Up to 250 RWM PV per Cluster
To be honest, this is a repeat because I already wrote about it above in the vSAN File Services enhancements section, but I thought it was important to note it here as well. Because of the increase in the maximum number of NFS File Shares per cluster to 250, you will now be able to use up to 250 RWM PVs per cluster. Again, please note that this is for ESA only. You can see the details above.
vSphere/vCenter Related Improvements
This set of features is not directly related to vSAN, but since vSAN and ESXi are two parts of the same whole, I can't help but mention them in one line. For details and other new features in vSphere 8.0 Update 3, go here.
ESXi Live Patching
With vSphere 8.0 Update 3 we can address critical bugs in the virtual machine execution environment (vmx) without the need to reboot or evacuate the entire host. Examples of fixes include those in the virtual devices space.
Virtual machines are fast-suspend-resumed (FSR) as part of the host remediation process. This is non-disruptive to most virtual machines. A virtual machine FSR is a non-disruptive operation and is already used in virtual machine operations when adding or removing virtual hardware devices to powered-on virtual machines.
vCenter Reduced Downtime
Patch and update vCenter with minimal downtime now includes complete topology support and the ability to automatically perform the switchover phase.
vSphere Configuration Profiles
Manage the configuration of vSphere clusters now including support for clusters using baselines, formerly Update Manager, that have not yet transitioned to cluster images using vSphere Lifecycle Manager. Now supporting baseline-managed clusters in vSphere 8 U3.
Enhanced Image Customization
You can now exclude individual vendor components from Vendor Addon, VMware Tools, and Host Client from the image.
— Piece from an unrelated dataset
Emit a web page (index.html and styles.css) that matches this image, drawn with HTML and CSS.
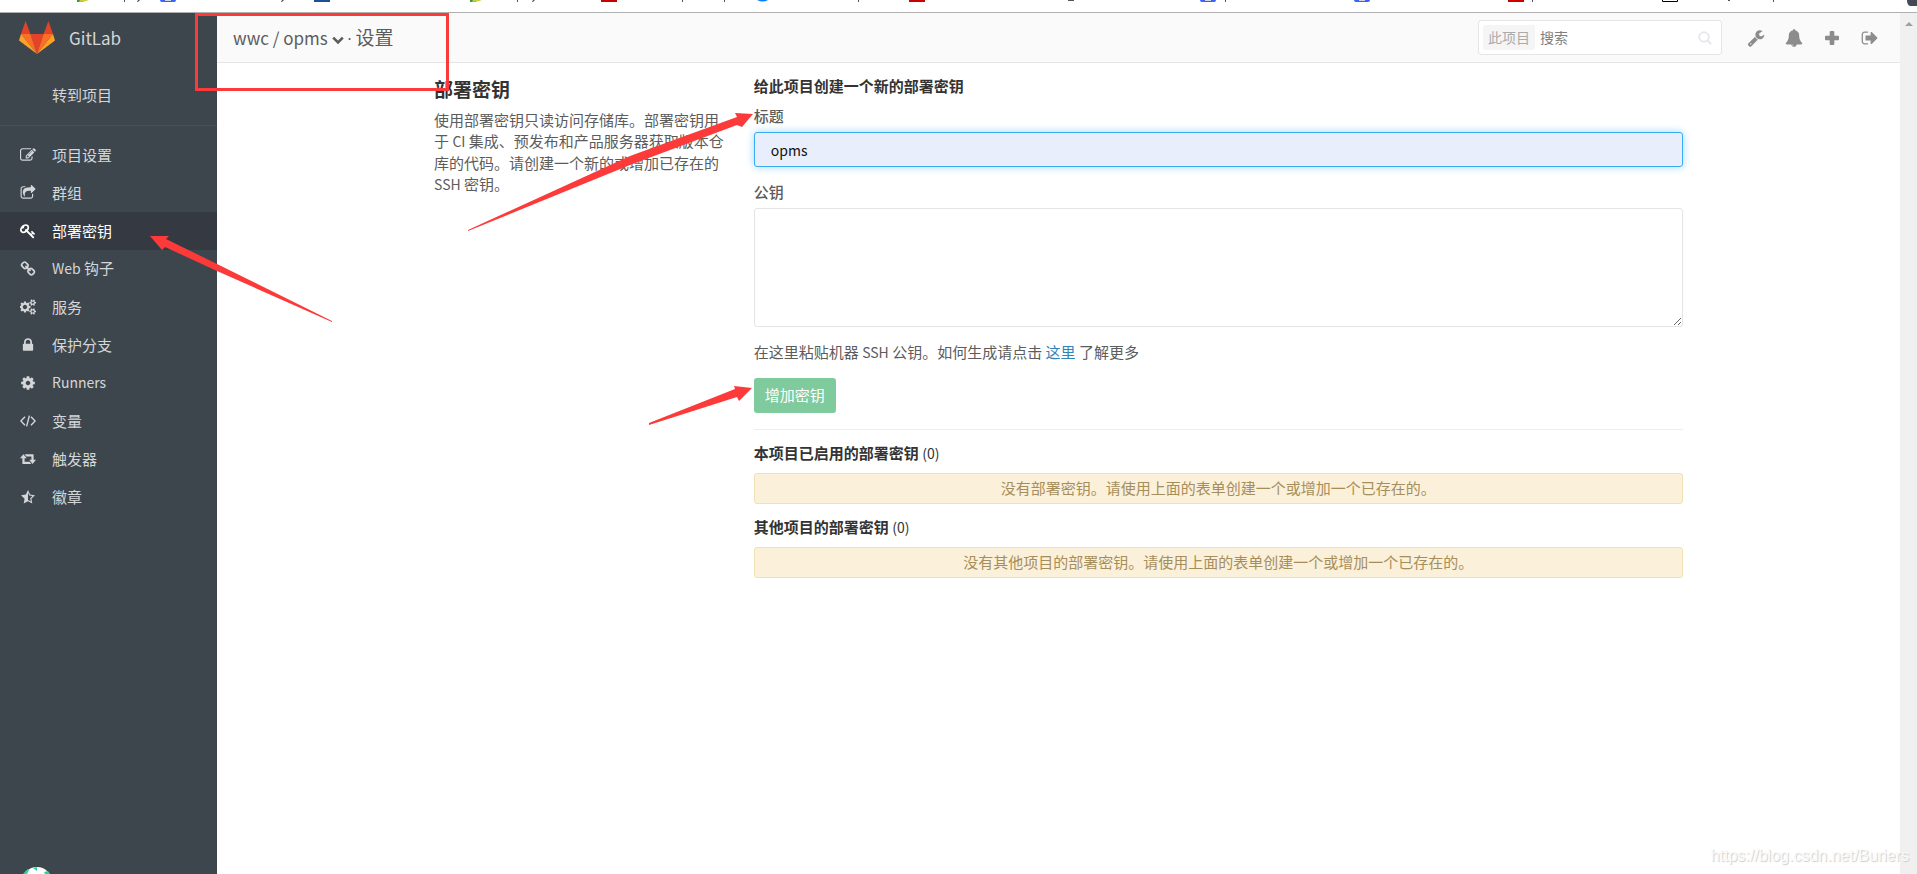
FILE: index.html
```html
<!DOCTYPE html>
<html lang="zh-CN">
<head>
<meta charset="utf-8">
<title>部署密钥 · GitLab</title>
<link rel="stylesheet" href="styles.css">
</head>
<body>
<svg class="defs" aria-hidden="true">
  <symbol id="edit" viewBox="0 0 1792 1792"><path d="M888 1184l116-116-152-152-116 116v56h96v96h56zm440-720q-16-16-33 1l-350 350q-17 17-1 33t33-1l350-350q17-17 1-33zm80 594v190q0 119-84.500 203.500t-203.500 84.500h-832q-119 0-203.500-84.500t-84.500-203.500v-832q0-119 84.500-203.500t203.500-84.500h832q63 0 117 25 15 7 18 23 3 17-9 29l-49 49q-14 14-32 8-23-6-45-6h-832q-66 0-113 47t-47 113v832q0 66 47 113t113 47h832q66 0 113-47t47-113v-126q0-13 9-22l64-64q15-15 35-7t20 29zm-96-738l288 288-672 672h-288v-288zm444 132l-92 92-288-288 92-92q28-28 68-28t68 28l152 152q28 28 28 68t-28 68z"/></symbol>
  <symbol id="share" viewBox="0 0 1792 1792"><path d="M1472 989v259q0 119-84.500 203.500t-203.500 84.500h-832q-119 0-203.500-84.500t-84.500-203.500v-832q0-119 84.500-203.500t203.500-84.500h255q13 0 22.500 9.500t9.500 22.500q0 27-26 32-77 26-133 60-10 4-16 4h-112q-66 0-113 47t-47 113v832q0 66 47 113t113 47h832q66 0 113-47t47-113v-214q0-19 18-29 28-13 54-37 16-16 35-8 21 9 21 29zm237-496l-384 384q-18 19-45 19-12 0-25-5-39-17-39-59v-192h-160q-323 0-438 131-119 137-74 473 3 23-20 34-8 2-12 2-16 0-26-13-10-14-21-31t-39.500-68.500-49.500-99.500-38.500-114-17.500-122q0-49 3.500-91t14-90 28-88 47-81.500 68.500-74 94.500-61.500 124.500-48.500 159.500-30.500 196.500-11h160v-192q0-42 39-59 13-5 25-5 26 0 45 19l384 384q19 19 19 45t-19 45z"/></symbol>
  <symbol id="key" viewBox="0 0 1792 1792"><path d="M832 512q0-80-56-136t-136-56-136 56-56 136q0 42 19 83-41-19-83-19-80 0-136 56t-56 136 56 136 136 56 136-56 56-136q0-42-19-83 41 19 83 19 80 0 136-56t56-136zm851 704q0 17-49 66t-66 49q-9 0-28.500-16t-36.500-33-38.500-40-24.500-26l-96 96 220 220q28 28 28 68 0 42-39 81t-81 39q-40 0-68-28l-671-671q-176 131-365 131-163 0-265.500-102.500t-102.500-265.500q0-160 95-313t248-248 313-95q163 0 265.500 102.500t102.500 265.500q0 189-131 365l355 355 96-96q-3-3-26-24.500t-40-38.500-33-36.500-16-28.500q0-17 49-66t66-49q13 0 23 10 6 6 46 44.500t82 79.500 86.500 86 73 78 28.500 41z"/></symbol>
  <symbol id="link" viewBox="0 0 1792 1792"><path d="M1520 1216q0-40-28-68l-208-208q-28-28-68-28-42 0-72 32 3 3 19 18.500t21.500 21.500 15 19 13 25.500 3.500 27.500q0 40-28 68t-68 28q-15 0-27.500-3.500t-25.500-13-19-15-21.500-21.500-18.500-19q-33 31-33 73 0 40 28 68l206 207q27 27 68 27 40 0 68-26l147-146q28-28 28-67zm-703-705q0-40-28-68l-206-207q-28-28-68-28-39 0-68 27l-147 146q-28 28-28 67 0 40 28 68l208 208q27 27 68 27 42 0 72-31-3-3-19-18.500t-21.500-21.500-15-19-13-25.500-3.500-27.500q0-40 28-68t68-28q15 0 27.500 3.500t25.500 13 19 15 21.500 21.500 18.500 19q33-31 33-73zm895 705q0 120-85 203l-147 146q-83 83-203 83-121 0-204-85l-206-207q-83-83-83-203 0-123 88-209l-88-88q-86 88-208 88-120 0-204-84l-208-208q-84-84-84-204t85-203l147-146q83-83 203-83 121 0 204 85l206 207q83 83 83 203 0 123-88 209l88 88q86-88 208-88 120 0 204 84l208 208q84 84 84 204z"/></symbol>
  <symbol id="cogs" viewBox="0 0 1856 1792"><path d="M832 896q0-106-75-181t-181-75-181 75-75 181 75 181 181 75 181-75 75-181zm768 512q0-52-38-90t-90-38-90 38-38 90q0 53 37.500 90.500t90.500 37.500 90.500-37.500 37.500-90.500zm0-1024q0-52-38-90t-90-38-90 38-38 90q0 53 37.500 90.500t90.500 37.500 90.500-37.500 37.500-90.500zm-384 421v185q0 10-7 19.500t-16 10.500l-155 24q-11 35-32 76 34 48 90 115 7 11 7 20 0 12-7 19-23 30-82.500 89.500t-78.500 59.500q-11 0-21-7l-115-90q-37 19-77 31-11 108-23 155-7 24-30 24h-186q-11 0-20-7.500t-10-17.500l-23-153q-34-10-75-31l-118 89q-7 7-20 7-11 0-21-8-144-133-144-160 0-9 7-19 10-14 41-53t47-61q-23-44-35-82l-152-24q-10-1-17-9.500t-7-19.500v-185q0-10 7-19.500t16-10.500l155-24q11-35 32-76-34-48-90-115-7-11-7-20 0-12 7-20 22-30 82-89t79-59q11 0 21 7l115 90q34-18 77-32 11-108 23-154 7-24 30-24h186q11 0 20 7.500t10 17.500l23 153q34 10 75 31l118-89q8-7 20-7 11 0 21 8 144 133 144 160 0 8-7 19-12 16-42 54t-45 60q23 48 34 82l152 23q10 2 17 10.500t7 19.500zm640 533v140q0 16-149 31-12 27-30 52 51 113 51 138 0 4-4 7-122 71-124 71-8 0-46-47t-52-68q-20 2-30 2t-30-2q-14 21-52 68t-46 47q-2 0-124-71-4-3-4-7 0-25 51-138-18-25-30-52-149-15-149-31v-140q0-16 149-31 13-29 30-52-51-113-51-138 0-4 4-7 4-2 35-20t59-34 30-16q8 0 46 46.500t52 67.500q20-2 30-2t30 2q51-71 92-112l6-2q4 0 124 70 4 3 4 7 0 25-51 138 17 23 30 52 149 15 149 31zm0-1024v140q0 16-149 31-12 27-30 52 51 113 51 138 0 4-4 7-122 71-124 71-8 0-46-47t-52-68q-20 2-30 2t-30-2q-14 21-52 68t-46 47q-2 0-124-71-4-3-4-7 0-25 51-138-18-25-30-52-149-15-149-31v-140q0-16 149-31 13-29 30-52-51-113-51-138 0-4 4-7 4-2 35-20t59-34 30-16q8 0 46 46.500t52 67.500q20-2 30-2t30 2q51-71 92-112l6-2q4 0 124 70 4 3 4 7 0 25-51 138 17 23 30 52 149 15 149 31z"/></symbol>
  <symbol id="lock" viewBox="0 0 1792 1792"><path d="M640 768h512v-192q0-106-75-181t-181-75-181 75-75 181v192zm832 96v576q0 40-28 68t-68 28h-960q-40 0-68-28t-28-68v-576q0-40 28-68t68-28h32v-192q0-184 132-316t316-132 316 132 132 316v192h32q40 0 68 28t28 68z"/></symbol>
  <symbol id="cog" viewBox="0 0 1792 1792"><path d="M1152 896q0-106-75-181t-181-75-181 75-75 181 75 181 181 75 181-75 75-181zm512-109v222q0 12-8 23t-20 13l-185 28q-19 54-39 91 35 50 107 138 10 12 10 25t-9 23q-27 37-99 108t-94 71q-12 0-26-9l-138-108q-44 23-91 38-16 136-29 186-7 28-36 28h-222q-14 0-24.500-8.500t-11.500-21.500l-28-184q-49-16-90-37l-141 107q-10 9-25 9-14 0-25-11-126-114-165-168-7-10-7-23 0-12 8-23 15-21 51-66.500t54-70.500q-27-50-41-99l-183-27q-13-2-21-12.500t-8-23.500v-222q0-12 8-23t19-13l186-28q14-46 39-92-40-57-107-138-10-12-10-24 0-10 9-23 26-36 98.500-107.500t94.500-71.500q13 0 26 10l138 107q44-23 91-38 16-136 29-186 7-28 36-28h222q14 0 24.500 8.500t11.500 21.500l28 184q49 16 90 37l142-107q9-9 24-9 13 0 25 10 129 119 165 170 7 8 7 22 0 12-8 23-15 21-51 66.500t-54 70.500q26 50 41 98l183 28q13 2 21 12.500t8 23.500z"/></symbol>
  <symbol id="code" viewBox="0 0 16 16"><path d="M5 3.800L.9 8 5 12.200M11 3.800L15.100 8 11 12.200M9.400 2.600L6.600 13.400" fill="none" stroke="currentColor" stroke-width="1.400"/></symbol>
  <symbol id="retweet" viewBox="0 0 16 16"><path d="M3.400 3.200L6.800 7.300H4.600v3.400h5l1.800 2.200H2.900q-.5 0-.5-.5V7.300H0zM4.600 3.200h8.500q.5 0 .5.500v5.100H16l-3.400 4.100-3.400-4.100h2.200V5.400h-5z"/></symbol>
  <symbol id="star" viewBox="0 0 16 16"><path fill-rule="evenodd" d="M8 1l2.100 4.500 4.900.7-3.600 3.500.9 4.900L8 12.300l-4.300 2.300.9-4.900L1 6.200l4.900-.7zM8 3.700v7.200l2.800 1.500-.6-3.100 2.300-2.200-3.200-.5z"/></symbol>
  <symbol id="wrench" viewBox="0 0 1792 1792"><path d="M448 1472q0-26-19-45t-45-19-45 19-19 45 19 45 45 19 45-19 19-45zm644-420l-682 682q-37 37-90 37-52 0-91-37l-106-108q-38-36-38-90 0-53 38-91l681-681q39 98 114.500 173.500t173.500 114.500zm634-435q0 39-23 106-47 134-164.500 217.500t-258.500 83.500q-185 0-316.500-131.500t-131.500-316.500 131.500-316.500 316.500-131.500q58 0 121.500 16.500t107.500 46.500q16 11 16 28t-16 28l-293 169v224l193 107q5-3 79-48.500t135.500-81 70.500-35.500q15 0 23.500 10t8.500 25z"/></symbol>
  <symbol id="bell" viewBox="0 0 1792 1792"><path d="M912 1696q0-16-16-16-59 0-101.500-42.500t-42.500-101.500q0-16-16-16t-16 16q0 73 51.500 124.500t124.500 51.500q16 0 16-16zm816-288q0 52-38 90t-90 38h-448q0 106-75 181t-181 75-181-75-75-181h-448q-52 0-90-38t-38-90q50-42 91-88t85-119.500 74.500-158.500 50-206 19.500-260q0-152 117-282.500t307-158.500q-8-19-8-39 0-40 28-68t68-28 68 28 28 68q0 20-8 39 190 28 307 158.500t117 282.500q0 139 19.500 260t50 206 74.500 158.500 85 119.500 91 88z"/></symbol>
  <symbol id="plus" viewBox="0 0 18 18"><path d="M7.700 2h2.600q1 0 1 1v3.700H15q1 0 1 1v2.600q0 1-1 1h-3.700V15q0 1-1 1H7.700q-1 0-1-1v-3.700H3q-1 0-1-1V7.700q0-1 1-1h3.700V3q0-1 1-1z"/></symbol>
  <symbol id="signout" viewBox="0 0 1792 1792"><path d="M704 1440q0 4 1 20t.500 26.500-3 23.500-10 19.500-20.500 6.500h-320q-119 0-203.500-84.500t-84.500-203.500v-704q0-119 84.500-203.500t203.500-84.500h320q13 0 22.500 9.500t9.500 22.500q0 4 1 20t.5 26.500-3 23.500-10 19.500-20.500 6.500h-320q-66 0-113 47t-47 113v704q0 66 47 113t113 47h312l11.500 1 11.500 3 8 5.500 7 9 2 13.500zm928-544q0 26-19 45l-544 544q-19 19-45 19t-45-19-19-45v-288h-448q-26 0-45-19t-19-45v-384q0-26 19-45t45-19h448v-288q0-26 19-45t45-19 45 19l544 544q19 19 19 45z"/></symbol>
</svg>

<div class="browser-strip">
  <svg class="strip-art" width="1917" height="12" aria-hidden="true">
    <path fill="#3a9b3a" d="M77 0h6v2h-6zM470 0h6v2h-6z"/><path fill="#c5cf3f" d="M80 0h9q-4 2-10 2zM473 0h9q-4 2-10 2z"/>
    <path fill="#3b62f0" d="M160 0h16q0 2-2 2h-12q-2 0-2-2zM1200 0h16q0 2-2 2h-12q-2 0-2-2zM1354 0h16q0 2-2 2h-12q-2 0-2-2z"/>
    <path fill="#cfd4ec" d="M165 0h6v1h-6zM1205 0h6v1h-6zM1359 0h6v1h-6z"/>
    <path fill="#1a5296" d="M314 0h16v2h-16z"/><path fill="#0a7cff" d="M757 0h11q-5 3-11 0z"/>
    <path fill="#c80000" d="M601 0h16v2h-16zM909 0h16v2h-16zM1508 0h16v2h-16z"/>
    <path fill="#555" d="M124 0h1v2h-1zM138 0h2l-2 2h-1zM282 0h2l-2 2h-1zM517 0h1v2h-1zM533 0h2l-2 2h-1zM682 0h1v2h-1zM724 0h1v2h-1zM858 0h1v2h-1zM1068 0h6v1h-6zM1225 0h1v2h-1zM1532 0h1v2h-1zM1728 0h2v1h-2zM1773 0h1v2h-1z"/>
    <path fill="none" stroke="#000" d="M1662.500 0v1.500h15V0"/><path fill="#454855" d="M1907 0h10v6h-7q-3-1-3-6z"/>
  </svg>
</div>

<div class="app">
  <aside class="sidebar">
    <a class="brand" href="#">
      <svg width="36" height="34" viewBox="0 0 36 34" aria-hidden="true">
        <path fill="#e24329" d="M18 33L11.400 13h13.200zM6.600 0L2 13h9.400zM29.400 0L24.600 13H34z"/>
        <path fill="#fc6d26" d="M18 33L2 13h9.400zM18 33L34 13h-9.400z"/>
        <path fill="#fca326" d="M2 13L0 19.500 18 33zM34 13l2 6.500L18 33z"/>
      </svg>
      <span>GitLab</span>
    </a>
    <nav>
      <a class="item back" href="#">转到项目</a>
      <a class="item" href="#"><svg class="icon"><use href="#edit"/></svg>项目设置</a>
      <a class="item" href="#"><svg class="icon"><use href="#share"/></svg>群组</a>
      <a class="item active" href="#"><svg class="icon"><use href="#key"/></svg>部署密钥</a>
      <a class="item" href="#"><svg class="icon"><use href="#link"/></svg><span><span class="latin">Web</span> 钩子</span></a>
      <a class="item" href="#"><svg class="icon"><use href="#cogs"/></svg>服务</a>
      <a class="item" href="#"><svg class="icon"><use href="#lock"/></svg>保护分支</a>
      <a class="item" href="#"><svg class="icon"><use href="#cog"/></svg><span class="latin">Runners</span></a>
      <a class="item" href="#"><svg class="icon"><use href="#code"/></svg>变量</a>
      <a class="item" href="#"><svg class="icon"><use href="#retweet"/></svg>触发器</a>
      <a class="item" href="#"><svg class="icon"><use href="#star"/></svg>徽章</a>
    </nav>
    <svg class="avatar" width="30" height="7" viewBox="0 0 30 7" aria-hidden="true"><circle cx="15" cy="15" r="15" fill="#fff"/><path fill="#2fd39a" d="M1 7q2-3 5-5l1 1-2 4zM11 1l4-1 0 4zM22 5l4-1 2 3h-5z"/></svg>
  </aside>

  <div class="page">
    <header class="topbar">
      <h1 class="crumbs"><a href="#">wwc</a> / <a href="#">opms</a> <svg class="chevron" viewBox="0 0 10 8" aria-hidden="true"><path d="M1 2l4 4 4-4" fill="none" stroke="currentColor" stroke-width="2.200"/></svg> <span class="dot">·</span> <span class="crumb-cjk">设置</span></h1>
      <form class="search">
        <span class="scope">此项目</span>
        <input type="search" placeholder="搜索" aria-label="搜索">
        <svg class="search-icon" viewBox="0 0 14 14" aria-hidden="true"><circle cx="6" cy="6" r="4.800"/><path d="M9.500 9.500L13.200 13.200"/></svg>
      </form>
      <nav class="tools">
        <a href="#" aria-label="管理"><svg><use href="#wrench"/></svg></a>
        <a href="#" aria-label="通知"><svg><use href="#bell"/></svg></a>
        <a href="#" aria-label="新建"><svg><use href="#plus"/></svg></a>
        <a href="#" aria-label="退出"><svg><use href="#signout"/></svg></a>
      </nav>
    </header>

    <main class="content">
      <section class="intro">
        <h2>部署密钥</h2>
        <p>使用部署密钥只读访问存储库。部署密钥用于 <span class="latin">CI</span> 集成、预发布和产品服务器获取版本仓库的代码。请创建一个新的或增加已存在的 <span class="latin">SSH</span> 密钥。</p>
      </section>
      <section class="keys">
        <h3>给此项目创建一个新的部署密钥</h3>
        <form class="key-form">
          <label for="title">标题</label>
          <input id="title" type="text" value="opms">
          <label for="key-text">公钥</label>
          <textarea id="key-text"></textarea>
          <p>在这里粘贴机器 <span class="latin">SSH</span> 公钥。如何生成请点击 <a href="#">这里</a> 了解更多</p>
          <button type="button">增加密钥</button>
        </form>
        <hr>
        <h3>本项目已启用的部署密钥 <span class="count">(0)</span></h3>
        <div class="notice">没有部署密钥。请使用上面的表单创建一个或增加一个已存在的。</div>
        <h3>其他项目的部署密钥 <span class="count">(0)</span></h3>
        <div class="notice">没有其他项目的部署密钥。请使用上面的表单创建一个或增加一个已存在的。</div>
      </section>
    </main>
  </div>
  <div class="scrollbar"><svg width="8" height="4" viewBox="0 0 8 4" aria-hidden="true"><path fill="#a0a0a0" d="M4 0l4 4H0z"/></svg></div>
</div>

<svg class="marks" width="760" height="430" aria-hidden="true">
  <rect x="196.500" y="14.500" width="251" height="75" fill="none" stroke="#fd3a3a" stroke-width="3"/>
  <path fill="#fd3a3a" d="M150 236h19l-3 3 51 25 115 57v1l-115-51-52-24-3 3zM753 114l-18-1 2 4-107 39L468 230v1l162-66 107-40 5 2zM752 388l-18-2 1 3-86 34v2l88-28 2 4z"/>
</svg>
<div class="watermark">https://blog.csdn.net/Buriers</div>
</body>
</html>
```
FILE: styles.css
```css
* { box-sizing: border-box; }
body {
  margin: 0;
  height: 100vh;
  display: flex;
  flex-direction: column;
  overflow: hidden;
  position: relative;
  background: #fff;
  color: #5c5c5c;
  font: 15px/21px "Noto Sans CJK SC", sans-serif;
}
a { color: inherit; text-decoration: none; }
h1, h2, h3, p { margin: 0; }
.defs { position: absolute; width: 0; height: 0; }
.latin, .count { font-size: 14px; }

.browser-strip { height: 13px; border-bottom: 1px solid #b0b0b0; overflow: hidden; flex: none; }
.strip-art { display: block; }
.app { flex: 1; min-height: 0; display: flex; }

.sidebar {
  width: 217px;
  flex: none;
  display: flex;
  flex-direction: column;
  background: #3e464d;
  color: #d4d6d8;
}
.brand { display: flex; align-items: center; gap: 14px; height: 50px; padding-left: 19px; font-size: 17px; }
.brand span { padding-bottom: 2px; }
.item { display: flex; align-items: center; height: 38px; padding: 0 0 2px 20px; }
.item.back { height: 63px; padding: 0 0 0 52px; margin-bottom: 10px; border-bottom: 1px solid #495158; }
.item.active { background: #353a42; color: #fff; }
.icon { width: 16px; height: 16px; margin: 2px 16px 0 0; fill: currentColor; }
.avatar { margin: auto 0 0 22px; }

.page { flex: 1; min-width: 0; }
.topbar {
  display: flex;
  align-items: center;
  height: 50px;
  padding: 0 11px 0 16px;
  background: #fafafa;
  border-bottom: 1px solid #e5e5e5;
}
.crumbs { flex: 1; font-size: 17px; font-weight: 400; line-height: 28px; }
.crumb-cjk { font-size: 19px; }
.dot { font-family: "Open Sans", sans-serif; }
.chevron { width: 12px; height: 10px; }
.search {
  display: flex;
  align-items: center;
  width: 244px;
  height: 35px;
  padding: 0 9px 0 4px;
  background: #fff;
  border: 1px solid #e5e5e5;
  border-radius: 3px;
}
.scope { padding: 2px 5px; background: #f5f5f5; color: #aaa; font-size: 14px; border-radius: 2px; }
.search input { flex: 1; min-width: 0; border: 0; padding: 0 5px; background: none; font: inherit; font-size: 14px; outline: none; }
.search input::placeholder { color: #7f7f7f; opacity: 1; }
.search-icon { width: 14px; height: 14px; fill: none; stroke: #e7e9ed; stroke-width: 2; }
.tools { display: flex; padding-left: 15px; }
.tools a { display: flex; justify-content: center; width: 38px; color: #8c8c8c; }
.tools svg { width: 18px; height: 18px; fill: currentColor; }

.content { display: grid; grid-template-columns: 1fr 3fr; max-width: 1279px; margin: 0 auto; }
.content > section { padding: 0 15px; }
.content > .intro { padding-right: 12px; }
h2 { color: #333; font-size: 19px; font-weight: 700; line-height: 26px; margin: 13px 0 7px; }
h3 { color: #333; font-size: 15px; font-weight: 700; line-height: 21px; margin: 12px 0 9px; }
.count { font-weight: 400; }
.key-form { display: flex; flex-direction: column; align-items: stretch; }
label { font-weight: 500; margin-bottom: 6px; }
.key-form input {
  height: 35px;
  padding: 0 16px;
  border: 1px solid #3aabf0;
  border-radius: 3px;
  background: #e8eefc;
  box-shadow: 0 0 8px #9fd6f8;
  color: #111;
  font: inherit;
  font-size: 14px;
  outline: none;
  margin-bottom: 14px;
}
.key-form textarea { height: 119px; border: 1px solid #e5e5e5; border-radius: 3px; resize: vertical; margin-bottom: 14px; outline: none; }
.key-form p a { color: #3084bb; }
.key-form button {
  align-self: flex-start;
  height: 35px;
  margin-top: 15px;
  padding: 0 11px 2px;
  border: 0;
  border-radius: 3px;
  background: #7fcb9d;
  color: #fff;
  font: inherit;
}
hr { border: 0; border-top: 1px solid #eee; margin: 16px 0 12px; }
.notice { height: 31px; margin-bottom: 12px; padding: 3px; text-align: center; color: #a68e5b; background: #fbf0d9; border: 1px solid #f0e0b4; border-radius: 3px; }

.scrollbar { width: 17px; flex: none; background: #f0f0f0; padding-left: 5px; line-height: 14px; }
.marks { position: absolute; left: 0; top: 0; pointer-events: none; }
.watermark { position: absolute; right: 8px; bottom: 8px; color: #fafafa; font: 16px/20px "Liberation Sans", sans-serif; text-shadow: 1px 1px 1px #ccc; }
```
This can reduce the size of the image and also eliminate unnecessary components on the host.
Embedded vSphere Cluster Service
vCLS is becoming more and more convenient and seamless. Now you only need two VMs, but, most importantly, they are now built into ESXi (rather than pulled from vCenter) in form of CRX Runtime, and also run directly in RAM rather than on datastore.